Leaving out every picture, copy the lines of the data exactly, from the first through the line containing "const px = (bp)".

··· DATA SECTION ···

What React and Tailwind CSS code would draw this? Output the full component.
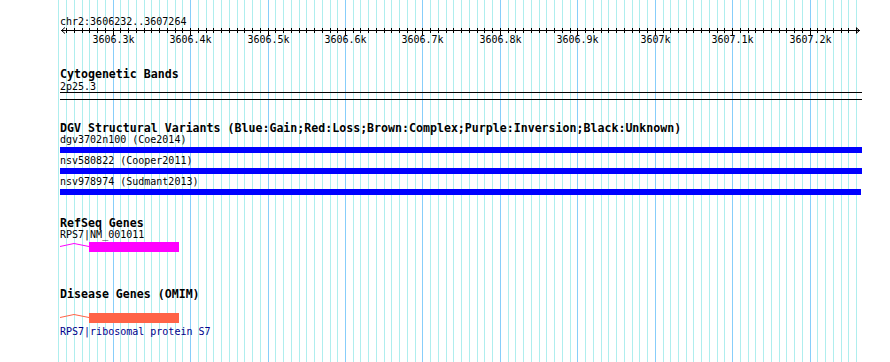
import React from "react";

const START = 3606232;
const px = (bp) => Math.floor(60.5 + (bp - START) * 0.77444);

const gridBps = [];
for (let b = 3606230; b <= 3607260; b += 10) gridBps.push(b);
const tickBps = gridBps.filter((b) => b >= 3606240);
const majors = [];
for (let b = 3606300; b <= 3607200; b += 100) majors.push(b);
const fmt = (b) => {
  const k = (b / 1000).toFixed(1);
  return (k.endsWith(".0") ? k.slice(0, -2) : k) + "k";
};

const MONO = "'DejaVu Sans Mono', 'Liberation Mono', monospace";

function Grid() {
  return (
    <svg className="absolute inset-0" width="890" height="362">
      {gridBps.map((b) => (
        <line
          key={b}
          x1={px(b) + 0.5}
          x2={px(b) + 0.5}
          y1={0}
          y2={362}
          stroke={b % 100 === 0 ? "#87cefa" : "#afeeee"}
          strokeWidth="1"
        />
      ))}
    </svg>
  );
}

function Ruler() {
  return (
    <svg width="890" height="48" className="block" style={{ fontFamily: MONO }}>
      <text x="60" y="25" fontSize="10" fill="#000">
        chr2:3606232..3607264
      </text>
      <line x1="61" x2="860" y1="30.5" y2="30.5" stroke="#000" />
      <polyline points="65,27.5 61.5,30.5 65,33.5" fill="none" stroke="#000" />
      <polyline points="856,27.5 859.5,30.5 856,33.5" fill="none" stroke="#000" />
      {tickBps.map((b) => (
        <line
          key={b}
          x1={px(b) + 0.5}
          x2={px(b) + 0.5}
          y1={28}
          y2={b % 100 === 0 ? 35 : 33}
          stroke="#000"
        />
      ))}
      {majors.map((b) => (
        <text key={b} x={px(b) + 0.5} y="43" fontSize="10" textAnchor="middle" fill="#000">
          {fmt(b)}
        </text>
      ))}
    </svg>
  );
}

function Title({ children, className = "" }) {
  return (
    <div className={"text-[11.6px] leading-[12px] font-bold text-black whitespace-nowrap " + className}>
      {children}
    </div>
  );
}

function Label({ children, className = "" }) {
  return (
    <div className={"text-[10px] leading-[11px] whitespace-nowrap " + className}>{children}</div>
  );
}

function Gene({ color }) {
  return (
    <svg width="802" height="10" className="block">
      <polyline points="0,4.5 14,1.5 29,4.5" fill="none" stroke={color} strokeWidth="1" />
      <rect x="29" y="0" width="90" height="10" fill={color} />
    </svg>
  );
}

export default function App() {
  return (
    <div
      className="relative w-[890px] h-[362px] bg-white overflow-hidden"
      style={{ fontFamily: MONO }}
    >
      <Grid />
      <div className="relative flex flex-col">
        <Ruler />
        <div className="flex flex-col pl-[60px]">
          <Title className="mt-[20px] leading-[13px]">Cytogenetic Bands</Title>
          <Label className="text-black">2p25.3</Label>
          <div className="w-[802px] h-[8px] border-y border-black" />

          <Title className="mt-[22px]">
            DGV Structural Variants (Blue:Gain;Red:Loss;Brown:Complex;Purple:Inversion;Black:Unknown)
          </Title>
          <Label className="text-black">dgv3702n100 (Coe2014)</Label>
          <div className="mt-[2px] w-[802px] h-[6px] bg-[#0000ff]" />
          <Label className="mt-[2px] text-black">nsv580822 (Cooper2011)</Label>
          <div className="mt-[2px] w-[802px] h-[6px] bg-[#0000ff]" />
          <Label className="mt-[2px] text-black">nsv978974 (Sudmant2013)</Label>
          <div className="mt-[2px] w-[801px] h-[6px] bg-[#0000ff]" />

          <Title className="mt-[22px]">RefSeq Genes</Title>
          <Label className="text-black">RPS7|NM_001011</Label>
          <div className="mt-[2px]">
            <Gene color="#ff00ff" />
          </div>

          <Title className="mt-[36px]">Disease Genes (OMIM)</Title>
          <div className="mt-[13px]">
            <Gene color="#ff6347" />
          </div>
          <Label className="mt-[3px] text-[#00008b]">RPS7|ribosomal protein S7</Label>
        </div>
      </div>
    </div>
  );
}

···

* [COMPLETED TASK]
What React and Tailwind CSS code would draw this? Output the full component.
import React from "react";

const START = 3606232;
const px = (bp) => Math.floor(60.5 + (bp - START) * 0.77444);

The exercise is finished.